Instructions to follow
Please transcribe the listing below in full and word for word, without its pictures.
##########
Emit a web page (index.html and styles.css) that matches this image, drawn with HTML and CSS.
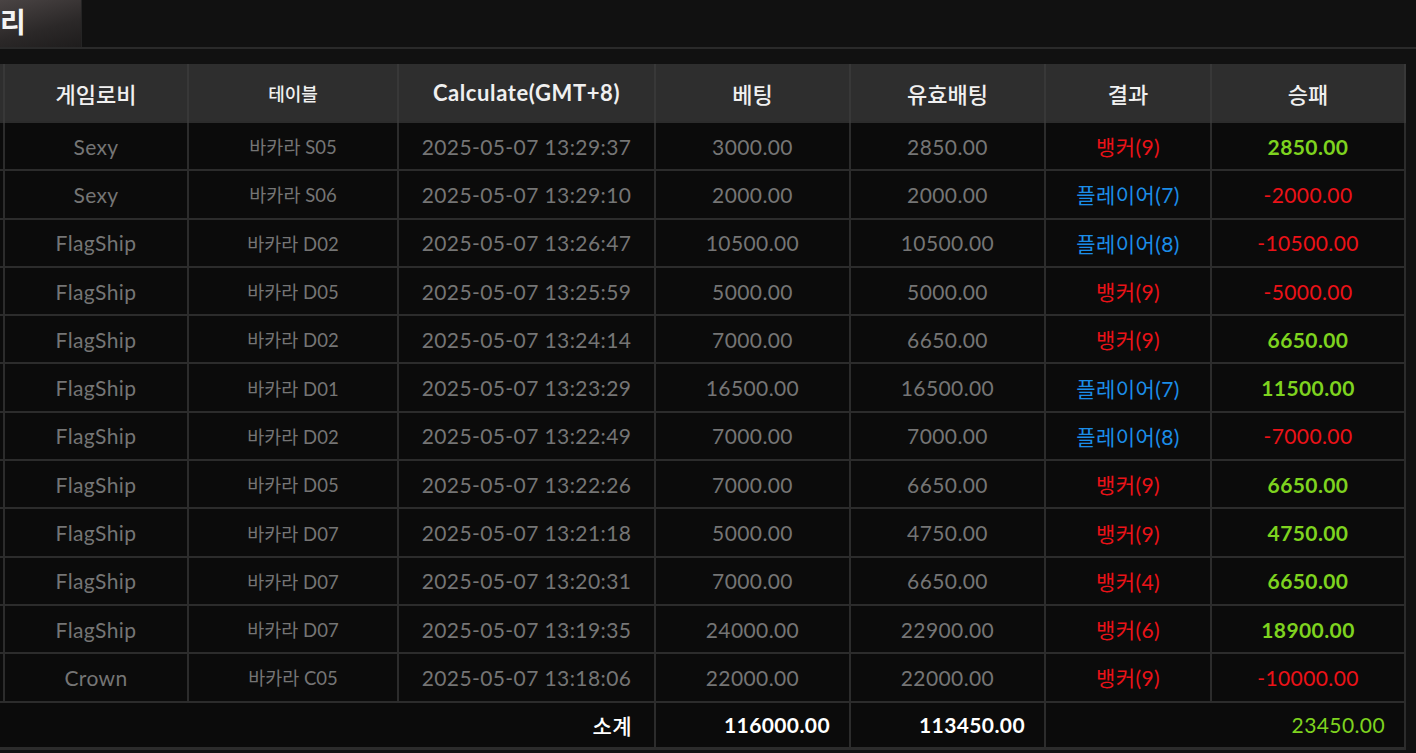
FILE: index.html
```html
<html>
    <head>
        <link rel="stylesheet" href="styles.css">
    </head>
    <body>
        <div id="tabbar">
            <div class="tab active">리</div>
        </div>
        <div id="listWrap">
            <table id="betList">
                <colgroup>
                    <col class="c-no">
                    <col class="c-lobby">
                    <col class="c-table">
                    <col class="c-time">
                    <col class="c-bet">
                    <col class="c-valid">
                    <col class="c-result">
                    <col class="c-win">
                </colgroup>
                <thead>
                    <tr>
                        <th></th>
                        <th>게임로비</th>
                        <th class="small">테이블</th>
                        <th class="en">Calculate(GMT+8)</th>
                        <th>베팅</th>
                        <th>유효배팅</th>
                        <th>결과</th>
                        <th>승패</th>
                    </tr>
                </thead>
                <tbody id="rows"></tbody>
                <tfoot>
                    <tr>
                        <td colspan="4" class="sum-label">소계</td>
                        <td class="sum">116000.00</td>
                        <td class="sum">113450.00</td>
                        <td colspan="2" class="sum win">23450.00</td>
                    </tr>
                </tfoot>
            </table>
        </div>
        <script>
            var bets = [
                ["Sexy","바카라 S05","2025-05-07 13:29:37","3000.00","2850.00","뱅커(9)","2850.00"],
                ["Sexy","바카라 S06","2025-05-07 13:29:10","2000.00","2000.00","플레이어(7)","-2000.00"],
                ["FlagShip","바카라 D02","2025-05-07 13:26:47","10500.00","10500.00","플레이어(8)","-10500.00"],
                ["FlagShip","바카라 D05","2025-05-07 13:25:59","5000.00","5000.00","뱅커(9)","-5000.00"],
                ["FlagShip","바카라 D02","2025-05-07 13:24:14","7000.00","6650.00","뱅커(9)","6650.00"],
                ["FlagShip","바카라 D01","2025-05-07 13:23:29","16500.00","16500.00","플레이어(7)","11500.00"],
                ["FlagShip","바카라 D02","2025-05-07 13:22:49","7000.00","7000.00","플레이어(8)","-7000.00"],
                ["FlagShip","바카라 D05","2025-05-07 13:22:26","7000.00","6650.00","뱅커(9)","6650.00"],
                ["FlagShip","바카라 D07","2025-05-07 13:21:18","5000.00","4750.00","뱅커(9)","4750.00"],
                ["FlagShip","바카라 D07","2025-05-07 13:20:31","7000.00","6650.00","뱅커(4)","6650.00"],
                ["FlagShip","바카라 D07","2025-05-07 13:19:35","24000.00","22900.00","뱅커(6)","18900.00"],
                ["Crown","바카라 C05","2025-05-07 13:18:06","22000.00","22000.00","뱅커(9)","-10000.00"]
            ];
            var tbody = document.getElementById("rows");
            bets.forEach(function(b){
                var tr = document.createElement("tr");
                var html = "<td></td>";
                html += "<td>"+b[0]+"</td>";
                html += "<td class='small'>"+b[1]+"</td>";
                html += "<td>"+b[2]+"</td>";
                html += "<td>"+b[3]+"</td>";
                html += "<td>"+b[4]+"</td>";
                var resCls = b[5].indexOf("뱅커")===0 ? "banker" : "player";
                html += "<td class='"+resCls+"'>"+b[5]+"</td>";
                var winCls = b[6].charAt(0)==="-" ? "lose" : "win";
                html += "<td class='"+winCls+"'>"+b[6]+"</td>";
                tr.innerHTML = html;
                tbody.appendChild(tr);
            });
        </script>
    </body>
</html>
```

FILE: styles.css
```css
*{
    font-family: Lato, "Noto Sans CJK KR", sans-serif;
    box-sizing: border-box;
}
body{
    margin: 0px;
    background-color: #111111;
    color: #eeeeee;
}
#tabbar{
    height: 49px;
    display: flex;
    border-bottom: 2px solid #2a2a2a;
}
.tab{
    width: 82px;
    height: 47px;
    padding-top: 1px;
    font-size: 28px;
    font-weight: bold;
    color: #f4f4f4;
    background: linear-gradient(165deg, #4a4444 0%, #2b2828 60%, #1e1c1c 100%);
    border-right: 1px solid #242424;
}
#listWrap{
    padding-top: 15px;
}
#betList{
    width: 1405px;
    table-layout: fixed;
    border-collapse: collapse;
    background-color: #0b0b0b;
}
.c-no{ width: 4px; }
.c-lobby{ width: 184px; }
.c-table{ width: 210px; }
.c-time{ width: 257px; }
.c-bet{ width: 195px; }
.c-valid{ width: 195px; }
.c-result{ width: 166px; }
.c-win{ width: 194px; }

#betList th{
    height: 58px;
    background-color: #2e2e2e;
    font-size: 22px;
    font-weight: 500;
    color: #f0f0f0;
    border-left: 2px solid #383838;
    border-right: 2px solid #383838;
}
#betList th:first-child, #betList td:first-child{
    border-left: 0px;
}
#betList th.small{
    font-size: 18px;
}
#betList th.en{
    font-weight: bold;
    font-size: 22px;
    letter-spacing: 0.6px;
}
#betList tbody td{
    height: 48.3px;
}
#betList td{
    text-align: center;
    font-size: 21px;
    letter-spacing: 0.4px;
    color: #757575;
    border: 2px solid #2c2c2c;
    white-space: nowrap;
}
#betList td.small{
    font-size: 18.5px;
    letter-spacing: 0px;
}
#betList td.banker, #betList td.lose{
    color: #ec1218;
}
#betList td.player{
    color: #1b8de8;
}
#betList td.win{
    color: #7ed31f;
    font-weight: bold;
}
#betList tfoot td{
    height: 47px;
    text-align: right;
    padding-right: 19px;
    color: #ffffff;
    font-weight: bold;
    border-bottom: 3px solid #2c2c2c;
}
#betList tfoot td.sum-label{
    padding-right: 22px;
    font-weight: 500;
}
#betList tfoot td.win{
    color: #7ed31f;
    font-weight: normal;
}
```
##########
Right answer
Emit a web page (index.html and styles.css) that matches this image, drawn with HTML and CSS.
FILE: index.html
```html
<html>
    <head>
        <link rel="stylesheet" href="styles.css">
    </head>
    <body>
        <div id="tabbar">
            <div class="tab active">리</div>
        </div>
        <div id="listWrap">
            <table id="betList">
                <colgroup>
                    <col class="c-no">
                    <col class="c-lobby">
                    <col class="c-table">
                    <col class="c-time">
                    <col class="c-bet">
                    <col class="c-valid">
                    <col class="c-result">
                    <col class="c-win">
                </colgroup>
                <thead>
                    <tr>
                        <th></th>
                        <th>게임로비</th>
                        <th class="small">테이블</th>
                        <th class="en">Calculate(GMT+8)</th>
                        <th>베팅</th>
                        <th>유효배팅</th>
                        <th>결과</th>
                        <th>승패</th>
                    </tr>
                </thead>
                <tbody id="rows"></tbody>
                <tfoot>
                    <tr>
                        <td colspan="4" class="sum-label">소계</td>
                        <td class="sum">116000.00</td>
                        <td class="sum">113450.00</td>
                        <td colspan="2" class="sum win">23450.00</td>
                    </tr>
                </tfoot>
            </table>
        </div>
        <script>
            var bets = [
                ["Sexy","바카라 S05","2025-05-07 13:29:37","3000.00","2850.00","뱅커(9)","2850.00"],
                ["Sexy","바카라 S06","2025-05-07 13:29:10","2000.00","2000.00","플레이어(7)","-2000.00"],
                ["FlagShip","바카라 D02","2025-05-07 13:26:47","10500.00","10500.00","플레이어(8)","-10500.00"],
                ["FlagShip","바카라 D05","2025-05-07 13:25:59","5000.00","5000.00","뱅커(9)","-5000.00"],
                ["FlagShip","바카라 D02","2025-05-07 13:24:14","7000.00","6650.00","뱅커(9)","6650.00"],
                ["FlagShip","바카라 D01","2025-05-07 13:23:29","16500.00","16500.00","플레이어(7)","11500.00"],
                ["FlagShip","바카라 D02","2025-05-07 13:22:49","7000.00","7000.00","플레이어(8)","-7000.00"],
                ["FlagShip","바카라 D05","2025-05-07 13:22:26","7000.00","6650.00","뱅커(9)","6650.00"],
                ["FlagShip","바카라 D07","2025-05-07 13:21:18","5000.00","4750.00","뱅커(9)","4750.00"],
                ["FlagShip","바카라 D07","2025-05-07 13:20:31","7000.00","6650.00","뱅커(4)","6650.00"],
                ["FlagShip","바카라 D07","2025-05-07 13:19:35","24000.00","22900.00","뱅커(6)","18900.00"],
                ["Crown","바카라 C05","2025-05-07 13:18:06","22000.00","22000.00","뱅커(9)","-10000.00"]
            ];
            var tbody = document.getElementById("rows");
            bets.forEach(function(b){
                var tr = document.createElement("tr");
                var html = "<td></td>";
                html += "<td>"+b[0]+"</td>";
                html += "<td class='small'>"+b[1]+"</td>";
                html += "<td>"+b[2]+"</td>";
                html += "<td>"+b[3]+"</td>";
                html += "<td>"+b[4]+"</td>";
                var resCls = b[5].indexOf("뱅커")===0 ? "banker" : "player";
                html += "<td class='"+resCls+"'>"+b[5]+"</td>";
                var winCls = b[6].charAt(0)==="-" ? "lose" : "win";
                html += "<td class='"+winCls+"'>"+b[6]+"</td>";
                tr.innerHTML = html;
                tbody.appendChild(tr);
            });
        </script>
    </body>
</html>
```

FILE: styles.css
```css
*{
    font-family: Lato, "Noto Sans CJK KR", sans-serif;
    box-sizing: border-box;
}
body{
    margin: 0px;
    background-color: #111111;
    color: #eeeeee;
}
#tabbar{
    height: 49px;
    display: flex;
    border-bottom: 2px solid #2a2a2a;
}
.tab{
    width: 82px;
    height: 47px;
    padding-top: 1px;
    font-size: 28px;
    font-weight: bold;
    color: #f4f4f4;
    background: linear-gradient(165deg, #4a4444 0%, #2b2828 60%, #1e1c1c 100%);
    border-right: 1px solid #242424;
}
#listWrap{
    padding-top: 15px;
}
#betList{
    width: 1405px;
    table-layout: fixed;
    border-collapse: collapse;
    background-color: #0b0b0b;
}
.c-no{ width: 4px; }
.c-lobby{ width: 184px; }
.c-table{ width: 210px; }
.c-time{ width: 257px; }
.c-bet{ width: 195px; }
.c-valid{ width: 195px; }
.c-result{ width: 166px; }
.c-win{ width: 194px; }

#betList th{
    height: 58px;
    background-color: #2e2e2e;
    font-size: 22px;
    font-weight: 500;
    color: #f0f0f0;
    border-left: 2px solid #383838;
    border-right: 2px solid #383838;
}
#betList th:first-child, #betList td:first-child{
    border-left: 0px;
}
#betList th.small{
    font-size: 18px;
}
#betList th.en{
    font-weight: bold;
    font-size: 22px;
    letter-spacing: 0.6px;
}
#betList tbody td{
    height: 48.3px;
}
#betList td{
    text-align: center;
    font-size: 21px;
    letter-spacing: 0.4px;
    color: #757575;
    border: 2px solid #2c2c2c;
    white-space: nowrap;
}
#betList td.small{
    font-size: 18.5px;
    letter-spacing: 0px;
}
#betList td.banker, #betList td.lose{
    color: #ec1218;
}
#betList td.player{
    color: #1b8de8;
}
#betList td.win{
    color: #7ed31f;
    font-weight: bold;
}
#betList tfoot td{
    height: 47px;
    text-align: right;
    padding-right: 19px;
    color: #ffffff;
    font-weight: bold;
    border-bottom: 3px solid #2c2c2c;
}
#betList tfoot td.sum-label{
    padding-right: 22px;
    font-weight: 500;
}
#betList tfoot td.win{
    color: #7ed31f;
    font-weight: normal;
}
```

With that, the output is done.